Tout se passe comme si la société française dans son ensemble, et le patronat en particulier, s'accommodait d'un partage des rôles apparemment logique (le dernier prix Nobel a assis sa réputation sur une telle vision des choses !) mais en réalité destructeur de l'ordre économico-social qu'il entend préserver : qu'on laisse ceux qui « savent travailler » travailler et donner le meilleur d'eux-mêmes, à la solidarité (alias le contribuable) de pourvoir aux besoins des laissés-pour-compte. Une telle représentation trouve en France une terre d'élection.
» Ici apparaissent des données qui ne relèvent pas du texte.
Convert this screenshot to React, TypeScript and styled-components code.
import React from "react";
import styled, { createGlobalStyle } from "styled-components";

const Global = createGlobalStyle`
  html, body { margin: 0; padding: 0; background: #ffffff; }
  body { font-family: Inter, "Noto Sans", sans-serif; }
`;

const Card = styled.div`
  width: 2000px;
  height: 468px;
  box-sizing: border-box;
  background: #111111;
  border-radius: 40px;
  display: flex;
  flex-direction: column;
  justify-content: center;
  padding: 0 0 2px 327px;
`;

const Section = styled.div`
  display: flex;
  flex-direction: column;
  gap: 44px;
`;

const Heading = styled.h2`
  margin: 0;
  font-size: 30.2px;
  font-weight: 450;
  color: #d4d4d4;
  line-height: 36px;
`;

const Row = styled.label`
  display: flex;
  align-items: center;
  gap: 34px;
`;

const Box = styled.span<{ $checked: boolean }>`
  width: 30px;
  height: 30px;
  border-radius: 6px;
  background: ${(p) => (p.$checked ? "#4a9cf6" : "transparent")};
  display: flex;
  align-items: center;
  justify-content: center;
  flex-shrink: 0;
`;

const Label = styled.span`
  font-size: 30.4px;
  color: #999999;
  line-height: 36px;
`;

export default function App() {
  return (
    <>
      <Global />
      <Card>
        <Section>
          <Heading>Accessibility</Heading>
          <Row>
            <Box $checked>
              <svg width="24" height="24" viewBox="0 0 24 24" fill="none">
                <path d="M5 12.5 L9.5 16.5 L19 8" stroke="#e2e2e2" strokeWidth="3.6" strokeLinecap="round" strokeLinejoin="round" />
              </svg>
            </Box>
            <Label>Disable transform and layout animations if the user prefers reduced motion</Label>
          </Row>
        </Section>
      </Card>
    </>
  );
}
Le discrédit qui pèse sur les non-diplômés - les non-qualifiés - y est pour beaucoup. Cependant, nous approchons du point de rupture : le poids budgétaire de la « solidarité » est tel qu'il crée un milieu hostile à l'activité économique. Voilà l'écueil que le système américain évite. En cela, il est supérieur au nôtre du double point de vue économique et social.
Dans une conférence récente, l'ancien directeur général du FMI Jacques de Larosière disait : « Ce n'est pas la productivité par heure travaillée qui est en cause. L'Europe a en ce domaine de bons résultats. C'est le nombre d'heures travaillées [par tête d'habitant en âge de travailler] : par rapport à un indice 100 pour l'Union européenne, les Etats-Unis se situent à 144. Ce qui veut dire que le modèle économico-social européen a privilégié la productivité horaire et l'investissement de productivité par rapport à la mise au travail de personnes moins qualifiées. » Chaque jour, la société française et son gouvernement s'enfoncent un peu plus dans ce choix.